┏━━

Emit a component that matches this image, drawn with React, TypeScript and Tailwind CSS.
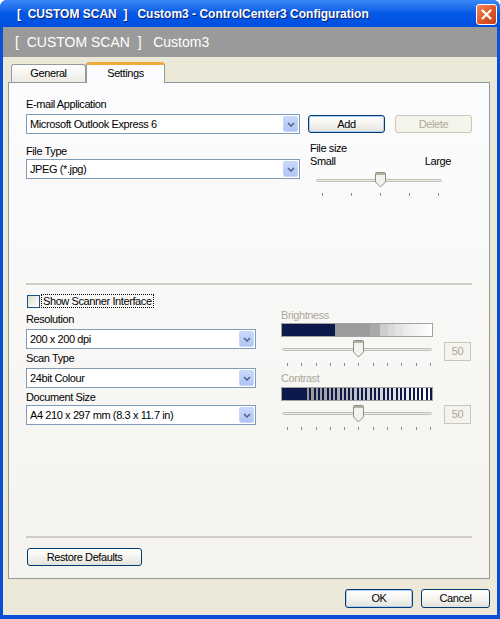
import React from 'react'

function Label({ children, className = '' }: { children: React.ReactNode; className?: string }) {
  return <div className={`h-[13px] leading-[13px] ${className}`}>{children}</div>
}

function Select({ value, className = '' }: { value: string; className?: string }) {
  return (
    <div className={`flex h-[20px] items-center border border-[#7f9db9] bg-white ${className}`}>
      <span className="flex-1 truncate pl-[3px] leading-[13px]">{value}</span>
      <span className="mr-[1px] flex h-[16px] w-[15px] items-center justify-center rounded-[2px] border border-[#c7d6f8] bg-gradient-to-b from-[#cad9fc] to-[#afc5f5]">
        <svg width="8" height="5" viewBox="0 0 8 5">
          <path d="M1 1l3 3 3-3" fill="none" stroke="#4d6185" strokeWidth="1.5" />
        </svg>
      </span>
    </div>
  )
}

function Button({
  children,
  className = '',
  disabled = false,
  isDefault = false,
}: {
  children: React.ReactNode
  className?: string
  disabled?: boolean
  isDefault?: boolean
}) {
  const look = disabled
    ? 'border-[#c9c7ba] bg-[#f5f4ea] text-[#aca899]'
    : 'border-[#003c74] bg-gradient-to-b from-white via-[#f5f4ef] to-[#e2e1da] text-black'
  const ring = isDefault ? 'shadow-[inset_0_0_0_1px_#b4cbf4]' : ''
  return (
    <div className={`flex items-center justify-center rounded-[3px] border leading-[13px] ${look} ${ring} ${className}`}>
      {children}
    </div>
  )
}

function Thumb({ h }: { h: number }) {
  return (
    <svg width="11" height={h} viewBox={`0 0 11 ${h}`}>
      <path
        d={`M1.5 .5H9.5Q10.5 .5 10.5 1.5V${h - 6}L5.5 ${h - 1}L.5 ${h - 6}V1.5Q.5 .5 1.5 .5Z`}
        fill="#f3f2ec"
        stroke="#8e8d86"
      />
      <rect x="1" y="1" width="9" height="2" fill="#b3b0a2" />
    </svg>
  )
}

function Ticks({ count, className = '' }: { count: number; className?: string }) {
  return (
    <div className={`flex h-[3px] justify-between ${className}`}>
      {Array.from({ length: count }, (_, i) => (
        <div key={i} className="h-[3px] w-px bg-[#8a8a86]" />
      ))}
    </div>
  )
}

function Track({ className = '' }: { className?: string }) {
  return <div className={`absolute left-0 right-0 h-[3px] rounded-[2px] border border-[#c0bfb6] bg-[#ebeae4] ${className}`} />
}

function BrightnessBar() {
  return (
    <div className="flex h-[14px] w-[152px] border border-[#a3a3a0]">
      <div className="w-[53px] bg-[#0b1a4b]" />
      <div className="w-[35px] bg-[#9b9b9b]" />
      <div className="w-[10px] bg-[#a9a9a9]" />
      <div className="w-[8px] bg-[#cdcdcd]" />
      <div className="w-[7px] bg-[#d9d9d9]" />
      <div className="w-[8px] bg-[#e3e3e3]" />
      <div className="flex-1 bg-gradient-to-r from-[#e9e9e9] to-white" />
    </div>
  )
}

function ContrastBar() {
  const stripes = Array.from({ length: 29 }, (_, i) => i / 28)
  return (
    <div className="flex h-[14px] w-[152px] border border-[#a3a3a0] bg-[#0b1a4b]">
      <div className="w-[25px]" />
      {stripes.map((t, i) => {
        const c = Math.round(150 + t * 105)
        return (
          <div key={i} className="flex flex-1">
            <div className="flex-1" style={{ background: `rgb(${c},${c},${c})` }} />
            <div className="w-[2px]" />
          </div>
        )
      })}
    </div>
  )
}

function ValueBox({ className = '' }: { className?: string }) {
  return (
    <div className={`ml-[12px] flex h-[19px] w-[27px] items-center justify-center border border-[#c9c7ba] bg-[#f4f3ee] text-[#aca899] ${className}`}>
      50
    </div>
  )
}

export default function App() {
  return (
    <div className="flex h-[619px] w-[500px] flex-col overflow-hidden rounded-t-[7px] bg-[#0a4fd6] font-['Liberation_Sans',Arial,sans-serif] text-[11px] tracking-[-0.4px] text-black">
      {/* title bar */}
      <div className="flex h-[27px] shrink-0 items-center bg-gradient-to-b from-[#3b89f6] via-[#0458e6] to-[#0050e0] pl-[17px] pr-[3px]">
        <span className="flex-1 whitespace-pre text-[12px] font-bold tracking-normal text-white [text-shadow:1px_1px_0_#0a1e6e]">
          {'[  CUSTOM SCAN  ]   Custom3 - ControlCenter3 Configuration'}
        </span>
        <div className="mt-[2px] flex h-[21px] w-[21px] items-center justify-center rounded-[3px] border border-white bg-gradient-to-br from-[#f08a5d] via-[#e2582b] to-[#c8401a]">
          <svg width="11" height="11" viewBox="0 0 11 11">
            <path d="M1.5 1.5l8 8M9.5 1.5l-8 8" stroke="white" strokeWidth="2.2" strokeLinecap="round" />
          </svg>
        </div>
      </div>

      <div className="flex flex-1 flex-col px-[3px] pb-[4px]">
        {/* gray header */}
        <div className="flex h-[30px] shrink-0 items-center bg-[#9a9a9a] pl-[12px] text-[14px] tracking-normal text-white">
          <span className="whitespace-pre">{'[  CUSTOM SCAN  ]   Custom3'}</span>
        </div>

        <div className="flex flex-1 flex-col bg-[#ece9d8] pl-[5px] pr-[7px] pt-[5px]">
          {/* tabs */}
          <div className="ml-[3px] flex h-[20px] items-end">
            <div className="flex h-[18px] w-[75px] items-center justify-center rounded-t-[3px] border border-b-0 border-[#919b9c] bg-gradient-to-b from-white to-[#ecebe4] leading-[13px]">
              General
            </div>
            <div className="relative top-[1px] z-10 flex h-[21px] w-[79px] items-center justify-center rounded-t-[3px] border-x border-t-[3px] border-x-[#919b9c] border-t-[#f0a93b] bg-[#fcfcfe] pb-[2px] leading-[13px]">
              Settings
            </div>
          </div>

          {/* panel */}
          <div className="flex h-[497px] flex-col border border-[#919b9c] bg-gradient-to-b from-[#fcfcfe] to-[#f4f3ee] px-[17px] pt-[15px]">
            <div className="flex">
              <div className="w-[274px]">
                <Label>E-mail Application</Label>
                <Select className="mt-[3px]" value="Microsoft Outlook Express 6" />
              </div>
              <div className="ml-[8px] mt-[17px] flex gap-[10px]">
                <Button className="h-[18px] w-[77px]" isDefault>
                  Add
                </Button>
                <Button className="h-[18px] w-[77px]" disabled>
                  Delete
                </Button>
              </div>
            </div>

            <div className="flex">
              <div className="w-[274px] pt-[11px]">
                <Label>File Type</Label>
                <Select className="mt-[1px]" value="JPEG (*.jpg)" />
              </div>
              <div className="ml-[10px] w-[141px] pt-[8px]">
                <Label>File size</Label>
                <div className="flex h-[13px] justify-between leading-[13px]">
                  <span>Small</span>
                  <span>Large</span>
                </div>
                <div className="relative ml-[6px] mt-[4px] h-[16px] w-[126px]">
                  <Track className="top-[7px]" />
                  <div className="absolute left-[59px] top-0">
                    <Thumb h={16} />
                  </div>
                </div>
                <Ticks count={5} className="ml-[6px] mt-[5px] w-[126px] pl-[6px] pr-[3px]" />
              </div>
            </div>

            <div className="mt-[87px] h-[2px] bg-[#cfcdc4]" />

            <div className="mt-[9px] flex">
              <div className="w-[230px]">
                <div className="flex h-[14px] items-center">
                  <div className="ml-[1px] h-[13px] w-[13px] border border-[#1c5180] bg-gradient-to-br from-[#dcdcd5] to-white" />
                  <span className="ml-px border border-dotted border-black px-[1px] leading-[12px]">Show Scanner Interface</span>
                </div>
                <Label className="mt-[5px]">Resolution</Label>
                <Select className="mt-[3px]" value="200 x 200 dpi" />
                <Label className="mt-[3px]">Scan Type</Label>
                <Select className="mt-[3px]" value="24bit Colour" />
                <Label className="mt-[3px]">Document Size</Label>
                <Select className="mt-[1px]" value="A4 210 x 297 mm (8.3 x 11.7 in)" />
              </div>

              <div className="ml-[25px] w-[191px] pt-[16px]">
                <Label className="mt-[-1px] text-[#aca899]">Brightness</Label>
                <div className="mt-[1px]">
                  <BrightnessBar />
                </div>
                <div className="mt-[2px] flex">
                  <div className="relative ml-[1px] h-[20px] w-[150px]">
                    <Track className="top-[9px]" />
                    <div className="absolute left-[71px] top-[1px]">
                      <Thumb h={18} />
                    </div>
                  </div>
                  <ValueBox className="mt-[3px]" />
                </div>
                <Ticks count={11} className="ml-[1px] mt-[2px] w-[150px] pl-[5px] pr-[1px]" />

                <Label className="mt-[6px] text-[#aca899]">Contrast</Label>
                <div className="mt-[2px]">
                  <ContrastBar />
                </div>
                <div className="mt-[3px] flex">
                  <div className="relative ml-[1px] h-[20px] w-[150px]">
                    <Track className="top-[8px]" />
                    <div className="absolute left-[71px] top-[1px]">
                      <Thumb h={18} />
                    </div>
                  </div>
                  <ValueBox className="mt-[1px]" />
                </div>
                <Ticks count={11} className="ml-[1px] mt-[3px] w-[150px] pl-[5px] pr-[1px]" />
              </div>
            </div>

            <div className="mt-auto h-[2px] bg-[#cfcdc4]" />
            <Button className="mb-[12px] ml-[1px] mt-[10px] h-[18px] w-[115px]">Restore Defaults</Button>
          </div>

          {/* dialog buttons */}
          <div className="mt-[10px] flex justify-end gap-[8px]">
            <Button className="h-[19px] w-[68px]" isDefault>
              OK
            </Button>
            <Button className="h-[19px] w-[69px]">Cancel</Button>
          </div>
        </div>
      </div>
    </div>
  )
}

┗━━

● Aim
For the data above, state how many lines contain "React"; the number is the whole answer.

● The completed task
4